Like a flower, like a butterfly, even we go through different stages of maturity which ring so true in our own Social Media trip and its evolution!
The first step for a Social Media aspirant is getting a FB account. Once you have it, you go through certain stages:
Stage one: over enthusiastic:
I am walking to the club house adjacent to my apartment.
Golfing in Bangkok – wow!
I am in Bangalore, enjoying the rain
I am in the gym – six packs here I come…
Anything and everything gets a status.
Thank God for the FB you can inform your friends about your presence at a wedding, check in to a hotel, reaching a new destination, sipping a new brand of beer…imagination is the key here…in coining the right set of words to sound legit….and not-so-pompous!

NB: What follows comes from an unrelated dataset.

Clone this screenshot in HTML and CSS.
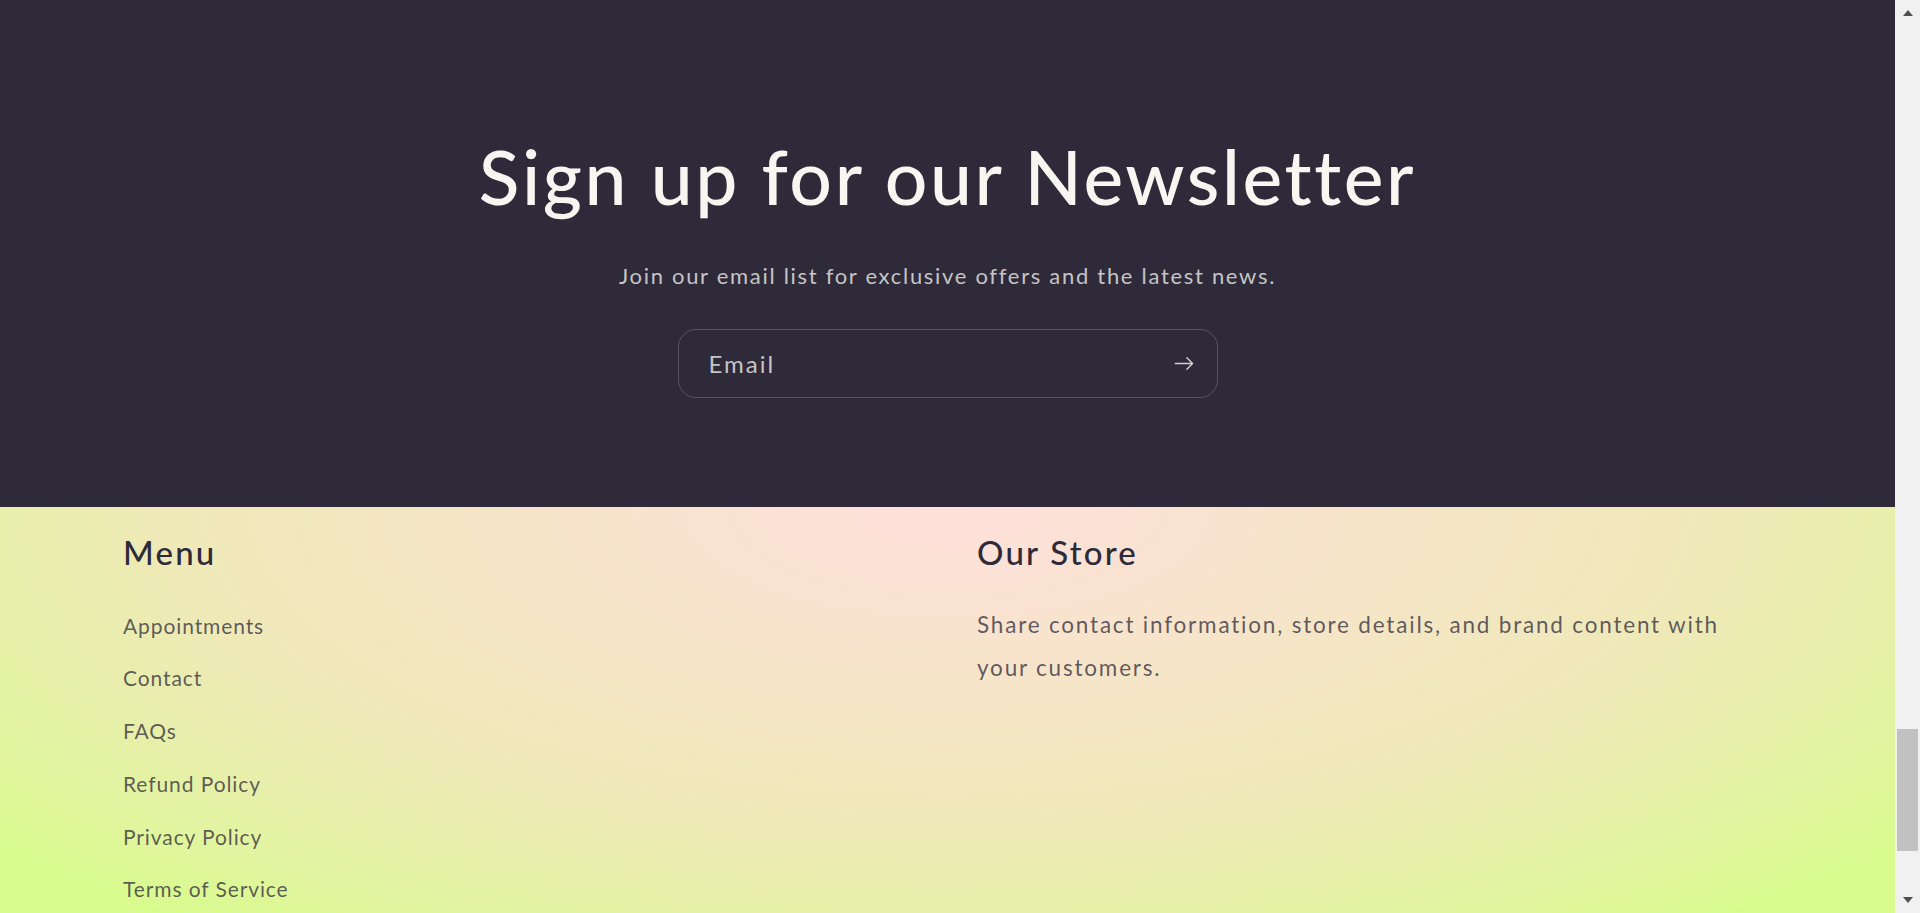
FILE: index.html
```html
<!DOCTYPE html>
<html lang="en">
<head>
<meta charset="utf-8">
<title>Newsletter</title>
<link rel="stylesheet" href="styles.css">
</head>
<body class="page">
<div class="page__main">
  <section class="newsletter">
    <h2 class="newsletter__title">Sign up for our Newsletter</h2>
    <p class="newsletter__text">Join our email list for exclusive offers and the latest news.</p>
    <form class="newsletter__form" onsubmit="return false">
      <label class="field">
        <span class="field__label">Email</span>
        <button class="field__button" type="button" aria-label="Subscribe">
          <svg class="icon-arrow" viewBox="0 0 14 10" aria-hidden="true"><path fill="currentColor" fill-rule="evenodd" clip-rule="evenodd" d="M8.537.808a.5.5 0 01.817-.162l4 4a.5.5 0 010 .708l-4 4a.5.5 0 11-.708-.708L11.793 5.5H1a.5.5 0 010-1h10.793L8.646 1.354a.5.5 0 01-.109-.546z"/></svg>
        </button>
      </label>
    </form>
  </section>
  <footer class="footer">
    <div class="footer__grid">
      <div class="footer__block">
        <h2 class="footer__heading">Menu</h2>
        <ul class="footer__list">
          <li><a href="#">Appointments</a></li>
          <li><a href="#">Contact</a></li>
          <li><a href="#">FAQs</a></li>
          <li><a href="#">Refund Policy</a></li>
          <li><a href="#">Privacy Policy</a></li>
          <li><a href="#">Terms of Service</a></li>
        </ul>
      </div>
      <div class="footer__block">
        <h2 class="footer__heading">Our Store</h2>
        <p class="footer__text">Share contact information, store details, and brand content with your customers.</p>
      </div>
    </div>
  </footer>
</div>
<div class="scrollbar" aria-hidden="true">
  <div class="scrollbar__button scrollbar__button--up"><span class="scrollbar__arrow scrollbar__arrow--up"></span></div>
  <div class="scrollbar__track"><div class="scrollbar__thumb"></div></div>
  <div class="scrollbar__button scrollbar__button--down"><span class="scrollbar__arrow scrollbar__arrow--down"></span></div>
</div>
</body>
</html>
```
FILE: styles.css
```css
html, body {
  margin: 0;
  height: 913px;
  overflow: hidden;
}
.page {
  display: flex;
  font-family: "Lato", "Open Sans", sans-serif;
}
.page__main {
  flex: 1;
  min-width: 0;
}
.newsletter {
  background: #2e2a39;
  color: #f8f6f1;
  height: 507px;
  box-sizing: border-box;
  padding-top: 136px;
  display: flex;
  flex-direction: column;
  align-items: center;
}
.newsletter__title {
  margin: 0;
  font-size: 75px;
  line-height: 80px;
  font-weight: 500;
  letter-spacing: 2.6px;
}
.newsletter__text {
  margin: 45px 0 0;
  font-size: 22px;
  line-height: 30px;
  letter-spacing: 1.7px;
  color: rgba(250, 248, 243, 0.75);
}
.newsletter__form {
  margin-top: 38px;
}
.field {
  box-sizing: border-box;
  width: 540px;
  height: 69px;
  border: 1px solid #58545f;
  border-radius: 18px;
  display: flex;
  align-items: center;
  justify-content: space-between;
  padding: 0 23px 0 30px;
}
.field__label {
  font-size: 24px;
  line-height: 30px;
  letter-spacing: 2px;
  color: rgba(250, 248, 243, 0.75);
}
.field__button {
  background: none;
  border: 0;
  padding: 0;
  display: flex;
  color: rgba(250, 248, 243, 0.8);
}
.icon-arrow {
  width: 20px;
  height: 15px;
}
.footer {
  height: 406px;
  overflow: hidden;
  box-sizing: border-box;
  padding: 25px 123px 0;
  background: radial-gradient(ellipse 1250px 520px at 50% 0%, #ffe0dc 0%, #fbe2d4 15%, #efe9b8 62%, #e3f3a2 85%, #d9fb8e 100%);
  color: #2e2a39;
}
.footer__grid {
  display: grid;
  grid-template-columns: 1fr 1fr;
  column-gap: 59px;
}
.footer__heading {
  margin: 0;
  font-size: 33px;
  line-height: 40px;
  font-weight: 500;
  letter-spacing: 2.2px;
}
.footer__list {
  list-style: none;
  margin: 27.5px 0 0;
  padding: 0;
}
.footer__list li {
  font-size: 21px;
  line-height: 52.8px;
  letter-spacing: 0.9px;
}
.footer__list a {
  color: rgba(46, 42, 57, 0.75);
  text-decoration: none;
}
.footer__text {
  margin: 31px 0 0;
  max-width: 770px;
  font-size: 22.5px;
  line-height: 43px;
  letter-spacing: 1.8px;
  color: rgba(46, 42, 57, 0.75);
}
.scrollbar {
  width: 25px;
  height: 913px;
  flex: none;
  background: #f1f1f1;
  display: flex;
  flex-direction: column;
}
.scrollbar__button {
  height: 25px;
  flex: none;
  display: flex;
  justify-content: center;
  align-items: flex-start;
  box-sizing: border-box;
}
.scrollbar__button--up {
  padding-top: 10px;
}
.scrollbar__button--down {
  padding-top: 9px;
}
.scrollbar__arrow {
  width: 0;
  height: 0;
  border-left: 5.5px solid transparent;
  border-right: 5.5px solid transparent;
}
.scrollbar__arrow--up {
  border-bottom: 6px solid #505050;
}
.scrollbar__arrow--down {
  border-top: 6px solid #505050;
}
.scrollbar__track {
  flex: 1;
  display: flex;
  flex-direction: column;
  align-items: center;
}
.scrollbar__thumb {
  margin-top: 704px;
  width: 21px;
  height: 122px;
  background: #c1c1c1;
}
```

The number of likes is a real ego-booster! Some ladies that I know thrive purely on their FB likes. I called an acquaintance recently to wish her on her birthday. I was asked politely to post my wish on her FB timeline!
Some pass over this phase and reach the next.
When you reach the second stage, you realise you can form FB groups of your friends and frenemies (enemies acting like friends, like Kim and Paris Hilton)
So you form groups, keep inviting everyone that you know of, after a certain stage of boredom with the same group (coz you are the admin…) keep posting till you get tired of it and move on.
If you really got the hang of Social Media and want to further your prospects to know more, learn more and network, you would have a Twitter handle by now. If you have it, then your FB posts will be more indicative and not explicit. Underplay yet high-profile…you see! You will also link your FB to Twitter and vice versa.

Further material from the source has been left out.